The Arm’s Length principle is a “tool” used by related companies to set and is a “ruler” to assess whether the transfer prices for transactions between them are correct and appropriate or not. The mechanism of this principle is as direct as its name. If two companies are very close that they are almost touching each other, push them out to “the end of an arm’s length” by way of setting the prices of goods, assets or services as if they were strangers, i.e. equal to the prices resulting from negotiations, or the so-called “market price”.

Why must prices be arm’s length?
When independent companies buy and sell goods or services with each other, both companies agree on the purchase prices or service prices through “market force”, i.e. negotiations. In terms of economic theory, the price mechanism is a tool for allocating limited resources to produce goods or services that are in line with consumer demand efficiently. In terms of taxes, if the transfer price does not reflect the price mechanism and the arm’s length principle, the company’s expenses or income will be distorted. (Profits flow from countries with high tax rates to countries with lower rates.) The OECD members agreed that tax authorities in each country can adjust their income and expenses to be in line with the arm’s length principle for tax collection [OECD Guidelines, Chapter 1, paragraphs 1.2-1.3].
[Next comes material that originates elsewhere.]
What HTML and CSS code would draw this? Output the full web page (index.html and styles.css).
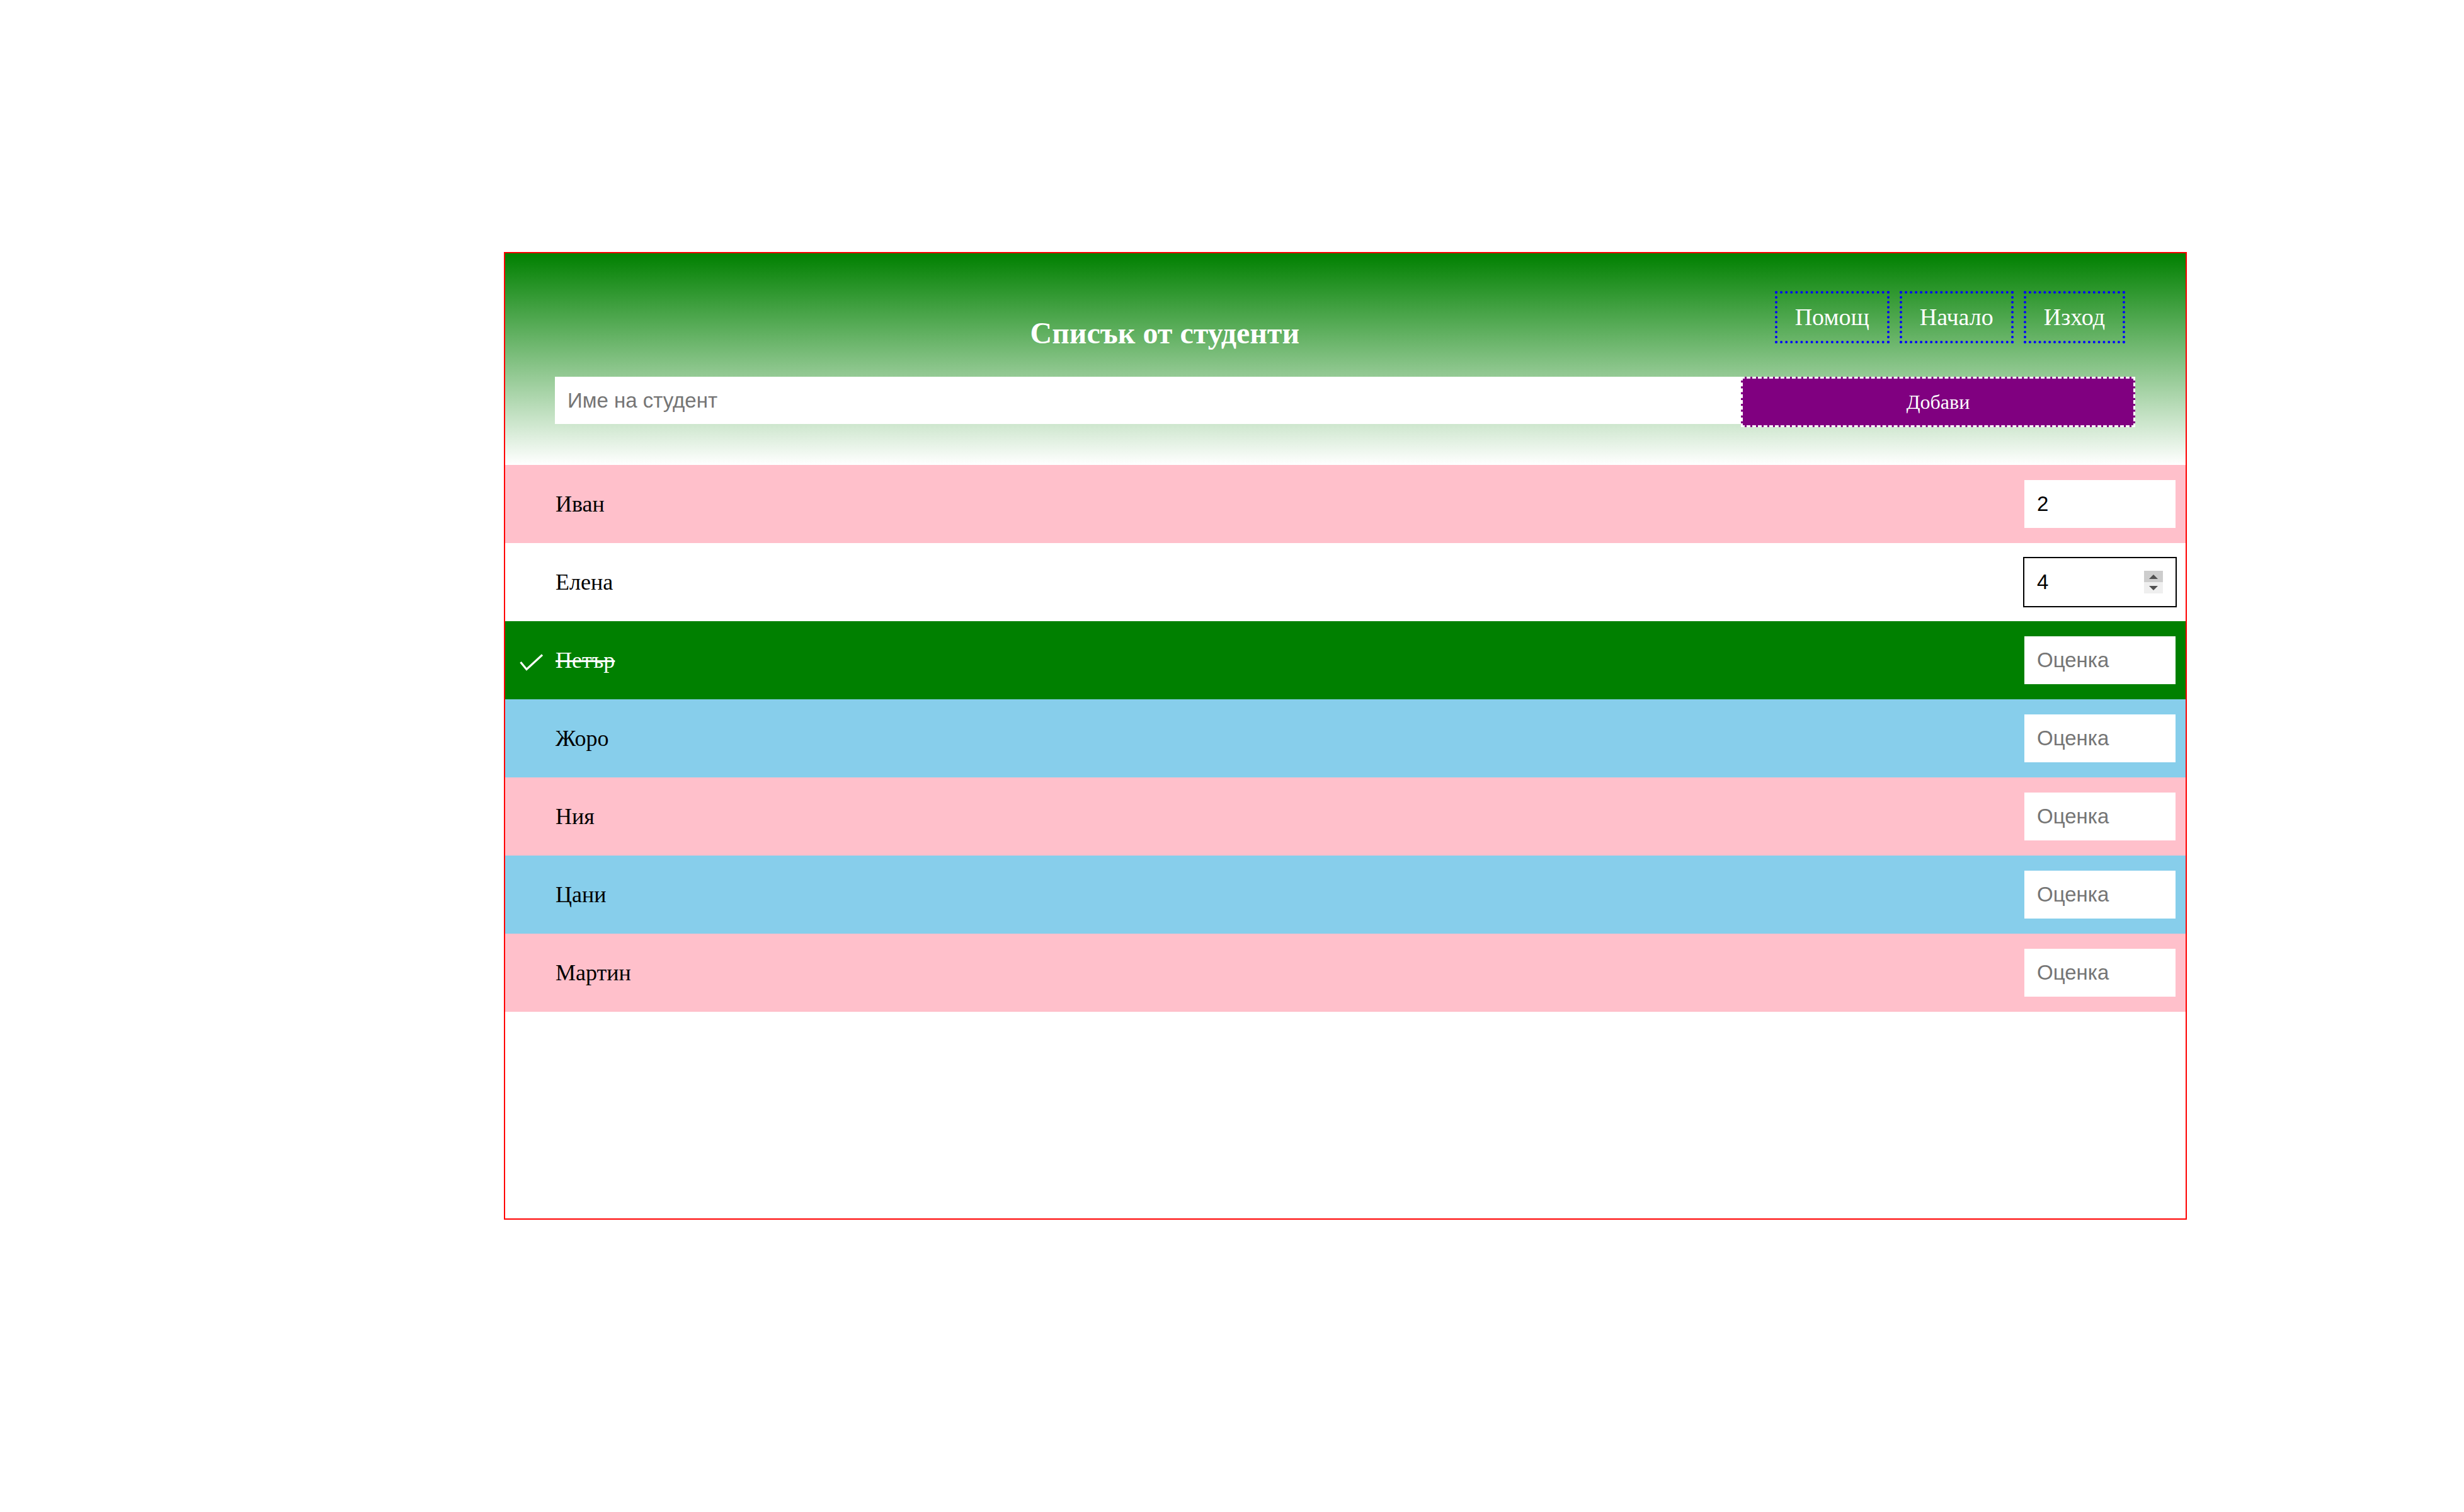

How to determine arm’s length prices? 
Setting transfer prices to be equivalent to market prices can be done by simulating market mechanism through negotiations. Initially, Departmental Instruction No. Paw.113 accepted and recommended that officials check "documents that can be used as evidence to show the basic principle and the grounds of negotiations of taxpayer for the transaction made with businesses in the same group." However, explaining this to Officers may not be easy, and currently, there is no such requirement. The instruction under the Director-General's Notification No. 400 stipulates that related companies set transfer prices equal to those determined by independent companies, using one of the five recognized pricing methods, which will be explained in future opportunities.